GIVEN INFORMATION =
────────

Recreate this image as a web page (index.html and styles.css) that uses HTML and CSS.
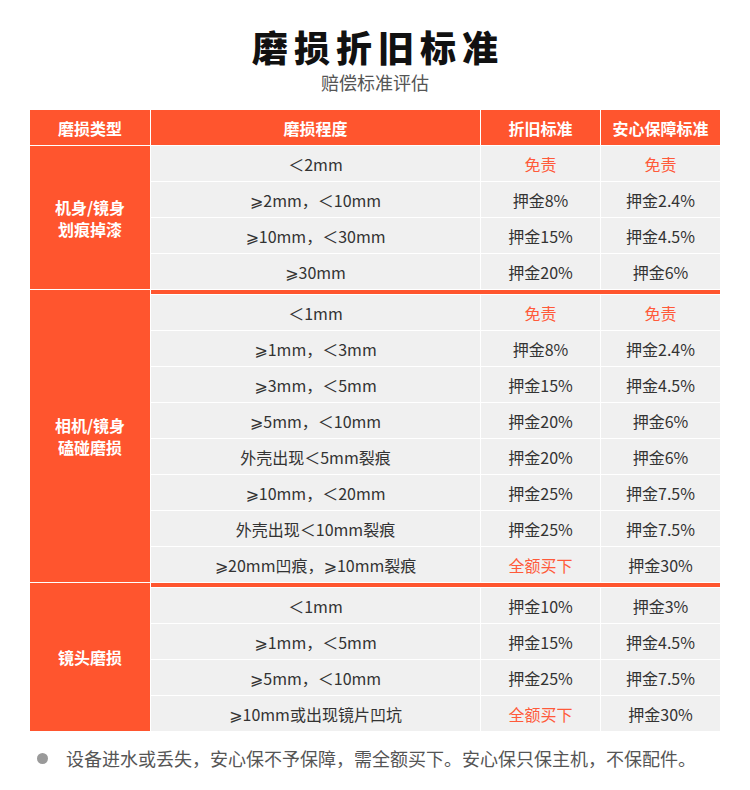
FILE: index.html
```html
<!DOCTYPE html>
<html lang="zh-CN">
<head>
<meta charset="utf-8">
<title>磨损折旧标准</title>
<link rel="stylesheet" href="styles.css">
</head>
<body>
<div class="page">
  <header class="head">
    <h1 class="title">磨损折旧标准</h1>
    <p class="subtitle">赔偿标准评估</p>
  </header>

  <div class="table">
    <div class="thead">
      <div class="th">磨损类型</div>
      <div class="th">磨损程度</div>
      <div class="th">折旧标准</div>
      <div class="th">安心保障标准</div>
    </div>

    <div class="group g4">
      <div class="type"><span>机身/镜身</span><span>划痕掉漆</span></div>
      <div class="td">＜2mm</div><div class="td red">免责</div><div class="td red">免责</div>
      <div class="td">⩾2mm，＜10mm</div><div class="td">押金8%</div><div class="td">押金2.4%</div>
      <div class="td">⩾10mm，＜30mm</div><div class="td">押金15%</div><div class="td">押金4.5%</div>
      <div class="td">⩾30mm</div><div class="td">押金20%</div><div class="td">押金6%</div>
    </div>

    <div class="group g8 banded">
      <div class="type"><span>相机/镜身</span><span>磕碰磨损</span></div>
      <div class="band"></div>
      <div class="td">＜1mm</div><div class="td red">免责</div><div class="td red">免责</div>
      <div class="td">⩾1mm，＜3mm</div><div class="td">押金8%</div><div class="td">押金2.4%</div>
      <div class="td">⩾3mm，＜5mm</div><div class="td">押金15%</div><div class="td">押金4.5%</div>
      <div class="td">⩾5mm，＜10mm</div><div class="td">押金20%</div><div class="td">押金6%</div>
      <div class="td">外壳出现＜5mm裂痕</div><div class="td">押金20%</div><div class="td">押金6%</div>
      <div class="td">⩾10mm，＜20mm</div><div class="td">押金25%</div><div class="td">押金7.5%</div>
      <div class="td">外壳出现＜10mm裂痕</div><div class="td">押金25%</div><div class="td">押金7.5%</div>
      <div class="td">⩾20mm凹痕，⩾10mm裂痕</div><div class="td red">全额买下</div><div class="td">押金30%</div>
    </div>

    <div class="group g4 banded">
      <div class="type"><span>镜头磨损</span></div>
      <div class="band"></div>
      <div class="td">＜1mm</div><div class="td">押金10%</div><div class="td">押金3%</div>
      <div class="td">⩾1mm，＜5mm</div><div class="td">押金15%</div><div class="td">押金4.5%</div>
      <div class="td">⩾5mm，＜10mm</div><div class="td">押金25%</div><div class="td">押金7.5%</div>
      <div class="td">⩾10mm或出现镜片凹坑</div><div class="td red">全额买下</div><div class="td">押金30%</div>
    </div>
  </div>

  <p class="note"><span class="dot"></span>设备进水或丢失，安心保不予保障，需全额买下。安心保只保主机，不保配件。</p>
</div>
</body>
</html>
```

FILE: styles.css
```css
* { box-sizing: border-box; }
html, body { margin: 0; padding: 0; background: #fff; }
body {
  font-family: "Noto Sans CJK SC", "Noto Sans", "DejaVu Sans", sans-serif;
  color: #333;
}
.page { width: 750px; padding-top: 24px; }
.head { text-align: center; }
.title {
  margin: 0;
  font-size: 36px;
  line-height: 44px;
  font-weight: 900;
  color: #111;
  letter-spacing: 6px;
  padding-left: 6px;
}
.subtitle {
  margin: 2px 0 0;
  font-size: 18px;
  line-height: 24px;
  color: #555;
  font-weight: 400;
}
.table {
  width: 690px;
  margin: 16px auto 0;
  background: #fff;
  display: flex;
  flex-direction: column;
  gap: 1px;
}
.thead, .group {
  display: grid;
  grid-template-columns: 120px 329px 119px 119px;
  column-gap: 1px;
  row-gap: 1px;
}
.thead { height: 35px; }
.th {
  background: #ff552e;
  color: #fff;
  font-weight: 700;
  font-size: 16px;
  display: flex;
  align-items: center;
  justify-content: center;
}
.g4 { grid-template-rows: repeat(4, 35px); }
.g8 { grid-template-rows: repeat(8, 35px); }
.g4.banded { grid-template-rows: 4px repeat(4, 35px); }
.g8.banded { grid-template-rows: 4px repeat(8, 35px); }
.type {
  grid-column: 1;
  grid-row: 1 / -1;
  background: #ff552e;
  color: #fff;
  font-weight: 700;
  font-size: 16px;
  line-height: 22px;
  display: flex;
  flex-direction: column;
  align-items: center;
  justify-content: center;
  text-align: center;
}
.band {
  grid-column: 2 / 5;
  grid-row: 1;
  background: #ff552e;
}
.td {
  background: #f0f0f0;
  font-size: 16px;
  color: #333;
  display: flex;
  align-items: center;
  justify-content: center;
  white-space: nowrap;
}
.td.red { color: #ff5a3a; }
.note {
  margin: 14px 0 0;
  padding-left: 37px;
  font-size: 18px;
  line-height: 26px;
  color: #555;
  display: flex;
  align-items: center;
}
.dot {
  width: 11px;
  height: 11px;
  border-radius: 50%;
  background: #9a9a9a;
  margin-right: 18px;
  flex: none;
}
```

────────

Extract the full listing above verbatim; pictures are to be left out of the copy.

SOLUTION TO THIS TASK =
Recreate this image as a web page (index.html and styles.css) that uses HTML and CSS.
FILE: index.html
```html
<!DOCTYPE html>
<html lang="zh-CN">
<head>
<meta charset="utf-8">
<title>磨损折旧标准</title>
<link rel="stylesheet" href="styles.css">
</head>
<body>
<div class="page">
  <header class="head">
    <h1 class="title">磨损折旧标准</h1>
    <p class="subtitle">赔偿标准评估</p>
  </header>

  <div class="table">
    <div class="thead">
      <div class="th">磨损类型</div>
      <div class="th">磨损程度</div>
      <div class="th">折旧标准</div>
      <div class="th">安心保障标准</div>
    </div>

    <div class="group g4">
      <div class="type"><span>机身/镜身</span><span>划痕掉漆</span></div>
      <div class="td">＜2mm</div><div class="td red">免责</div><div class="td red">免责</div>
      <div class="td">⩾2mm，＜10mm</div><div class="td">押金8%</div><div class="td">押金2.4%</div>
      <div class="td">⩾10mm，＜30mm</div><div class="td">押金15%</div><div class="td">押金4.5%</div>
      <div class="td">⩾30mm</div><div class="td">押金20%</div><div class="td">押金6%</div>
    </div>

    <div class="group g8 banded">
      <div class="type"><span>相机/镜身</span><span>磕碰磨损</span></div>
      <div class="band"></div>
      <div class="td">＜1mm</div><div class="td red">免责</div><div class="td red">免责</div>
      <div class="td">⩾1mm，＜3mm</div><div class="td">押金8%</div><div class="td">押金2.4%</div>
      <div class="td">⩾3mm，＜5mm</div><div class="td">押金15%</div><div class="td">押金4.5%</div>
      <div class="td">⩾5mm，＜10mm</div><div class="td">押金20%</div><div class="td">押金6%</div>
      <div class="td">外壳出现＜5mm裂痕</div><div class="td">押金20%</div><div class="td">押金6%</div>
      <div class="td">⩾10mm，＜20mm</div><div class="td">押金25%</div><div class="td">押金7.5%</div>
      <div class="td">外壳出现＜10mm裂痕</div><div class="td">押金25%</div><div class="td">押金7.5%</div>
      <div class="td">⩾20mm凹痕，⩾10mm裂痕</div><div class="td red">全额买下</div><div class="td">押金30%</div>
    </div>

    <div class="group g4 banded">
      <div class="type"><span>镜头磨损</span></div>
      <div class="band"></div>
      <div class="td">＜1mm</div><div class="td">押金10%</div><div class="td">押金3%</div>
      <div class="td">⩾1mm，＜5mm</div><div class="td">押金15%</div><div class="td">押金4.5%</div>
      <div class="td">⩾5mm，＜10mm</div><div class="td">押金25%</div><div class="td">押金7.5%</div>
      <div class="td">⩾10mm或出现镜片凹坑</div><div class="td red">全额买下</div><div class="td">押金30%</div>
    </div>
  </div>

  <p class="note"><span class="dot"></span>设备进水或丢失，安心保不予保障，需全额买下。安心保只保主机，不保配件。</p>
</div>
</body>
</html>
```

FILE: styles.css
```css
* { box-sizing: border-box; }
html, body { margin: 0; padding: 0; background: #fff; }
body {
  font-family: "Noto Sans CJK SC", "Noto Sans", "DejaVu Sans", sans-serif;
  color: #333;
}
.page { width: 750px; padding-top: 24px; }
.head { text-align: center; }
.title {
  margin: 0;
  font-size: 36px;
  line-height: 44px;
  font-weight: 900;
  color: #111;
  letter-spacing: 6px;
  padding-left: 6px;
}
.subtitle {
  margin: 2px 0 0;
  font-size: 18px;
  line-height: 24px;
  color: #555;
  font-weight: 400;
}
.table {
  width: 690px;
  margin: 16px auto 0;
  background: #fff;
  display: flex;
  flex-direction: column;
  gap: 1px;
}
.thead, .group {
  display: grid;
  grid-template-columns: 120px 329px 119px 119px;
  column-gap: 1px;
  row-gap: 1px;
}
.thead { height: 35px; }
.th {
  background: #ff552e;
  color: #fff;
  font-weight: 700;
  font-size: 16px;
  display: flex;
  align-items: center;
  justify-content: center;
}
.g4 { grid-template-rows: repeat(4, 35px); }
.g8 { grid-template-rows: repeat(8, 35px); }
.g4.banded { grid-template-rows: 4px repeat(4, 35px); }
.g8.banded { grid-template-rows: 4px repeat(8, 35px); }
.type {
  grid-column: 1;
  grid-row: 1 / -1;
  background: #ff552e;
  color: #fff;
  font-weight: 700;
  font-size: 16px;
  line-height: 22px;
  display: flex;
  flex-direction: column;
  align-items: center;
  justify-content: center;
  text-align: center;
}
.band {
  grid-column: 2 / 5;
  grid-row: 1;
  background: #ff552e;
}
.td {
  background: #f0f0f0;
  font-size: 16px;
  color: #333;
  display: flex;
  align-items: center;
  justify-content: center;
  white-space: nowrap;
}
.td.red { color: #ff5a3a; }
.note {
  margin: 14px 0 0;
  padding-left: 37px;
  font-size: 18px;
  line-height: 26px;
  color: #555;
  display: flex;
  align-items: center;
}
.dot {
  width: 11px;
  height: 11px;
  border-radius: 50%;
  background: #9a9a9a;
  margin-right: 18px;
  flex: none;
}
```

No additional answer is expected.